Some crimes are easier to justify than others in people’s minds. For example, a person wouldn’t dream of wandering into a someone’s house and taking $20 out of their purse. This would be home invasion, petty theft, and might even be traumatic for the victim. However, if this person was a ‘faceless’ corporation with many millions of dollars’ worth of turnover annually, the thief might approach the crime a little differently.
If, rather than trespassing, they could take a few hundred dollars from this corporation simply by filling in a few forms…
…the victim starts to disappear from the picture.
How Insurance Fraud Often Occurs
The phrase ‘insurance fraud’ creates images of elaborate scams.
It might make you think of inside jobs, hired accomplices, destruction of property, and sophisticated conspiracies. Of course, this does happen, but most of the time insurance fraud does not take this form at all.
In the majority of cases, insurance fraud involves intentionally filling in the wrong information on a form. Perhaps your the scammers house was broken into and a mountain bike worth $75 was stolen, but they try to claim that the value was $750. Maybe they experienced the theft of an empty vehicle, which usually contains expensive equipment related to their business, and they try to claim for an additional loss which has not occurred. For the most part, this is what insurance fraud looks like.
This, also, is why insurance fraud is so common. With just a few words and a signature on a piece of paper, or with a decimal point shifted a few millimeters to the right, a scammer can receive an easy payout.

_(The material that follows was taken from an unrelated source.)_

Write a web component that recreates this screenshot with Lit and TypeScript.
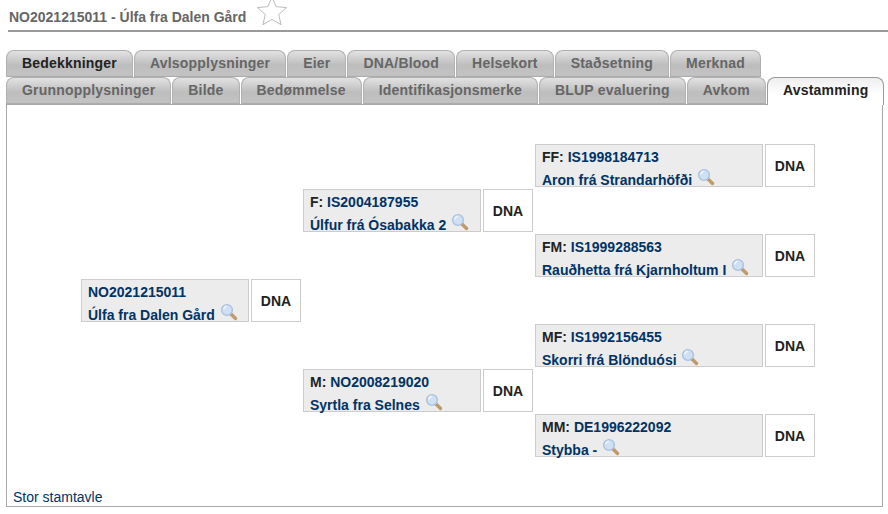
import { LitElement, html, css, svg } from "lit";
import { customElement } from "lit/decorators.js";

type Node = { row: number; col: number; label: string; name: string };

const NODES: Node[] = [
  { row: 1, col: 3, label: "FF: IS1998184713", name: "Aron frá Strandarhöfði" },
  { row: 2, col: 2, label: "F: IS2004187955", name: "Úlfur frá Ósabakka 2" },
  { row: 3, col: 3, label: "FM: IS1999288563", name: "Rauðhetta frá Kjarnholtum I" },
  { row: 4, col: 1, label: "NO2021215011", name: "Úlfa fra Dalen Gård" },
  { row: 5, col: 3, label: "MF: IS1992156455", name: "Skorri frá Blönduósi" },
  { row: 6, col: 2, label: "M: NO2008219020", name: "Syrtla fra Selnes" },
  { row: 7, col: 3, label: "MM: DE1996222092", name: "Stybba -" },
];

const ROW1 = ["Bedekkninger", "Avlsopplysninger", "Eier", "DNA/Blood", "Helsekort", "Staðsetning", "Merknad"];
const ROW2 = ["Grunnopplysninger", "Bilde", "Bedømmelse", "Identifikasjonsmerke", "BLUP evaluering", "Avkom", "Avstamming"];

const lens = svg`<svg class="lens" width="18" height="18" viewBox="0 0 18 18" aria-hidden="true">
  <line x1="11" y1="11" x2="15.5" y2="15.5" stroke="#c09a6b" stroke-width="3.4" stroke-linecap="round"/>
  <circle cx="7" cy="7" r="5.4" fill="#cfe0f3" stroke="#a9c2de" stroke-width="1.4"/>
  <path d="M3.8 6.4a3.4 3.4 0 0 1 3-3" fill="none" stroke="#f4f8fd" stroke-width="1.2"/>
</svg>`;

@customElement("app-root")
export class AppRoot extends LitElement {
  static styles = css`
    :host {
      display: block;
      width: 888px;
      height: 514px;
      overflow: hidden;
      background: #fff;
      font-family: "Liberation Sans", Arial, sans-serif;
      box-sizing: border-box;
      padding-left: 6px;
    }
    .head {
      margin-left: 2px;
      height: 30px;
      border-bottom: 2px solid #999;
      display: flex;
      align-items: flex-end;
      box-sizing: content-box;
      overflow: hidden;
    }
    .title {
      font-size: 14px;
      font-weight: bold;
      color: #666;
      line-height: 16px;
      padding-bottom: 5px;
      padding-left: 1px;
    }
    .star {
      display: block;
      margin-left: 10px;
      margin-bottom: 5px;
    }
    .tabs {
      margin-top: 18px;
      display: flex;
      flex-direction: column;
      height: 54px;
    }
    .row {
      display: flex;
      height: 27px;
      padding-left: 0;
    }
    .tab {
      box-sizing: border-box;
      height: 27px;
      margin-right: 1px;
      border: 1px solid #b0b0b0;
      border-bottom: 0;
      border-radius: 8px 8px 0 0;
      background: linear-gradient(#e2e2e2, #bdbdbd 55%, #c4c4c4);
      box-shadow: inset 0 -2px 1px -1px #aaa;
      font-size: 14px;
      font-weight: bold;
      color: #666;
      text-align: center;
      line-height: 24px;
      padding: 0 15px;
      white-space: nowrap;
      letter-spacing: 0.2px;
    }
    .tab.dark { color: #222; }
    .tab.on {
      background: linear-gradient(#eee, #fff 60%);
      box-shadow: none;
      color: #222;
      height: 28px;
      position: relative;
      z-index: 1;
      border-color: #999;
    }
    .panel {
      box-sizing: border-box;
      height: 403px;
      width: 877px;
      border: 1px solid #a8a8a8;
      border-top-color: #a8a8a8;
      display: flex;
      flex-direction: column;
      justify-content: space-between;
      background: #fff;
    }
    .tree {
      display: grid;
      grid-template-columns: 220px 230px 280px;
      grid-template-rows: repeat(7, 43px);
      row-gap: 2px;
      column-gap: 2px;
      margin: 39px 0 0 74px;
    }
    .node {
      display: flex;
      gap: 2px;
      min-width: 0;
    }
    .box {
      flex: 1;
      box-sizing: border-box;
      border: 1px solid #ccc;
      background: #ececec;
      padding: 2px 6px 0;
      font-size: 14px;
      font-weight: bold;
      line-height: 21px;
      color: #003366;
      white-space: nowrap;
    }
    .box b { color: #222; }
    .lens { vertical-align: -1px; margin-left: 1px; }
    .dna {
      box-sizing: border-box;
      width: 50px;
      border: 1px solid #ccc;
      background: #fff;
      display: flex;
      align-items: center;
      justify-content: center;
      font-size: 14px;
      font-weight: bold;
      color: #222;
    }
    .foot {
      font-size: 14px;
      line-height: 16px;
      color: #003366;
      padding: 0 0 1px 6px;
    }
  `;

  private renderLabel(label: string) {
    const i = label.indexOf(": ");
    if (i < 0) return html`${label}`;
    return html`<b>${label.slice(0, i + 1)}</b> ${label.slice(i + 2)}`;
  }

  render() {
    return html`
      <div class="head">
        <div class="title">NO2021215011 - Úlfa fra Dalen Gård</div>
        <svg class="star" width="32" height="30" viewBox="0 0 32 30" aria-hidden="true">
          <path d="M16 2l4.2 9.6 10.3 1-7.8 6.9 2.4 10.2L16 24.4l-9.1 5.3 2.4-10.2-7.8-6.9 10.3-1z" fill="#fff" stroke="#bbb" stroke-width="1"/>
        </svg>
      </div>
      <div class="tabs">
        <div class="row">
          ${ROW1.map((t, i) => html`<div class="tab ${i === 0 ? "dark" : ""}">${t}</div>`)}
        </div>
        <div class="row">
          ${ROW2.map((t, i) => html`<div class="tab ${i === 6 ? "on" : ""}">${t}</div>`)}
        </div>
      </div>
      <div class="panel">
        <div class="tree">
          ${NODES.map(
            (n) => html`<div class="node" style="grid-row:${n.row};grid-column:${n.col}">
              <div class="box">${this.renderLabel(n.label)}<br />${n.name} ${lens}</div>
              <div class="dna">DNA</div>
            </div>`
          )}
        </div>
        <div class="foot">Stor stamtavle</div>
      </div>
    `;
  }
}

Those who commit insurance fraud feel so detached from their victim that they begin to lose sight of this victim altogether.
The True Victims of Insurance Fraud
An insurance company is a business like any other, and businesses must protect their profits.

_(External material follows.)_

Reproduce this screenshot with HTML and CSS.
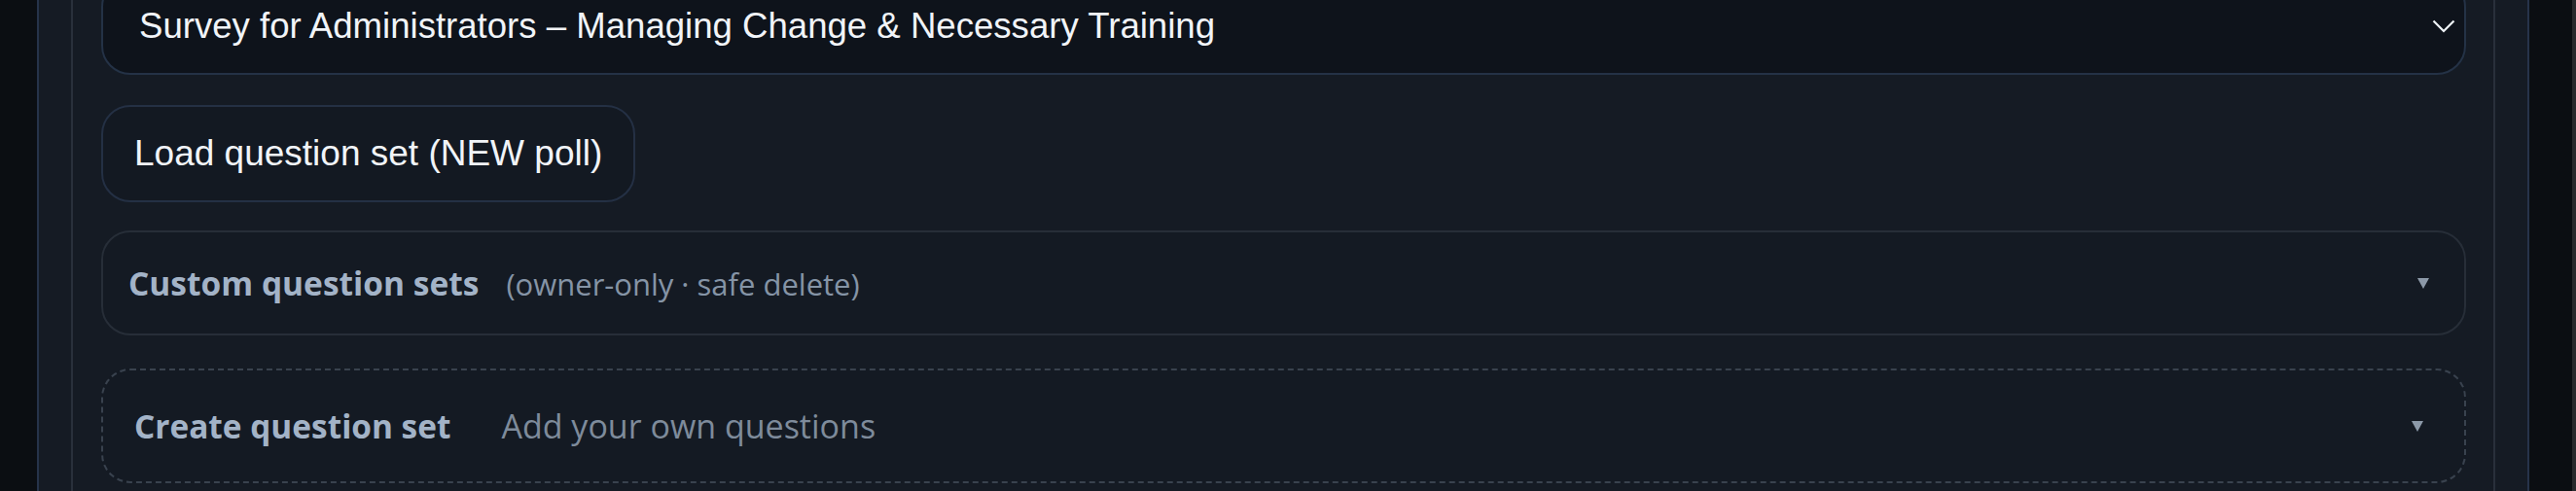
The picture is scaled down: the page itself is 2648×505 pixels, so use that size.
FILE: index.html
```html
<!DOCTYPE html>
<html lang="en">
<head>
<meta charset="utf-8">
<title>Question sets</title>
<link rel="stylesheet" href="styles.css">
</head>
<body>
<div class="page">
  <main class="shell">
    <section class="card">
      <div class="select">
        <span class="select-value">Survey for Administrators – Managing Change &amp; Necessary Training</span>
        <svg class="chevron" width="24" height="14" viewBox="0 0 24 14" aria-hidden="true"><polyline points="1.5,1.5 12,12 22.5,1.5" fill="none" stroke="#eef2f7" stroke-width="2.2"/></svg>
      </div>
      <div class="actions">
        <button class="btn">Load question set (NEW poll)</button>
      </div>
      <div class="panel panel-solid">
        <div class="panel-head">
          <span class="panel-title">Custom question sets</span>
          <span class="panel-note">(owner-only · safe delete)</span>
        </div>
        <span class="marker"></span>
      </div>
      <div class="panel panel-dashed">
        <div class="panel-head panel-head-wide">
          <span class="panel-title">Create question set</span>
          <span class="panel-hint">Add your own questions</span>
        </div>
        <span class="marker"></span>
      </div>
    </section>
  </main>
  <div class="scroll-edge"></div>
</div>
</body>
</html>
```

FILE: styles.css
```css
* { box-sizing: border-box; }

html, body {
  margin: 0;
  padding: 0;
  background: #0b0e12;
  height: 100%;
  overflow: hidden;
}

.page {
  display: flex;
  min-height: 100vh;
}

.shell {
  margin-left: 38px;
  width: 2562px;
  min-height: 100vh;
  background: #151b24;
  border-left: 2px solid #26334a;
  border-right: 2px solid #26334a;
  padding: 0 33px;
}

.scroll-edge {
  margin-left: auto;
  width: 4px;
  background: #2a2b2e;
}

.card {
  min-height: 100vh;
  border-left: 2px solid #29303b;
  border-right: 2px solid #29303b;
  padding: 0 28px 0 29px;
  display: flex;
  flex-direction: column;
}

.select {
  margin-top: -23px;
  height: 100px;
  display: flex;
  align-items: center;
  justify-content: space-between;
  background: #0e131b;
  border: 2px solid #243246;
  border-radius: 30px;
  padding: 0 9px 0 37px;
  font-family: "Liberation Sans", Arial, sans-serif;
  font-size: 36.6px;
  color: #f1f4f8;
}

.chevron { display: block; }

.actions {
  margin-top: 31px;
  display: flex;
}

.btn {
  height: 100px;
  padding: 0 32px;
  background: #131922;
  border: 2px solid #243044;
  border-radius: 30px;
  font-family: "Liberation Sans", Arial, sans-serif;
  font-size: 37px;
  color: #f1f4f8;
}

.panel {
  display: flex;
  align-items: center;
  justify-content: space-between;
  border-radius: 30px;
  background: #141a23;
}

.panel-solid {
  margin-top: 29px;
  height: 108px;
  border: 2px solid #272e38;
  padding: 0 36px 0 26px;
}

.panel-dashed {
  margin-top: 34px;
  height: 118px;
  border: 2px dashed #39424e;
  padding: 0 42px 0 32px;
}

.panel-head {
  display: flex;
  align-items: baseline;
  gap: 28px;
  font-family: "Open Sans", "Noto Sans", sans-serif;
}

.panel-head-wide { gap: 52px; }

.panel-title {
  font-weight: 700;
  font-size: 33.5px;
  color: #a3b3c7;
}

.panel-dashed .panel-title { font-size: 33.4px; }

.panel-note {
  font-size: 31px;
  color: #8594a6;
}

.panel-hint {
  font-size: 34px;
  color: #7e8b9b;
}

.marker {
  width: 0;
  height: 0;
  border-left: 6px solid transparent;
  border-right: 6px solid transparent;
  border-top: 11px solid #8c99a8;
}
```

The losses from scams begin to add up for the insurance company. In response, the insurer raises the monthly premiums on policies.
So, it is not just the insurance company who foots the bill for fraudulent activities; it is the customers who must pay.
But this is not the only consequence of insurance fraud. Fraud is shrinkage, and any business which experiences shrinkage will do everything they can to prevent it. This means, increasingly strict and stringent checks on new insurance claims. In turn, this can cause serious delays on claims, which puts genuine claimants at a major disadvantage and may even prevent honest claims being processed at all. These people who have done no wrong and who need an insurance pay-out more than anyone, are those who bear the cost.
Just because a scammer will not meet the victim face to face, does not mean that the victim does not exist.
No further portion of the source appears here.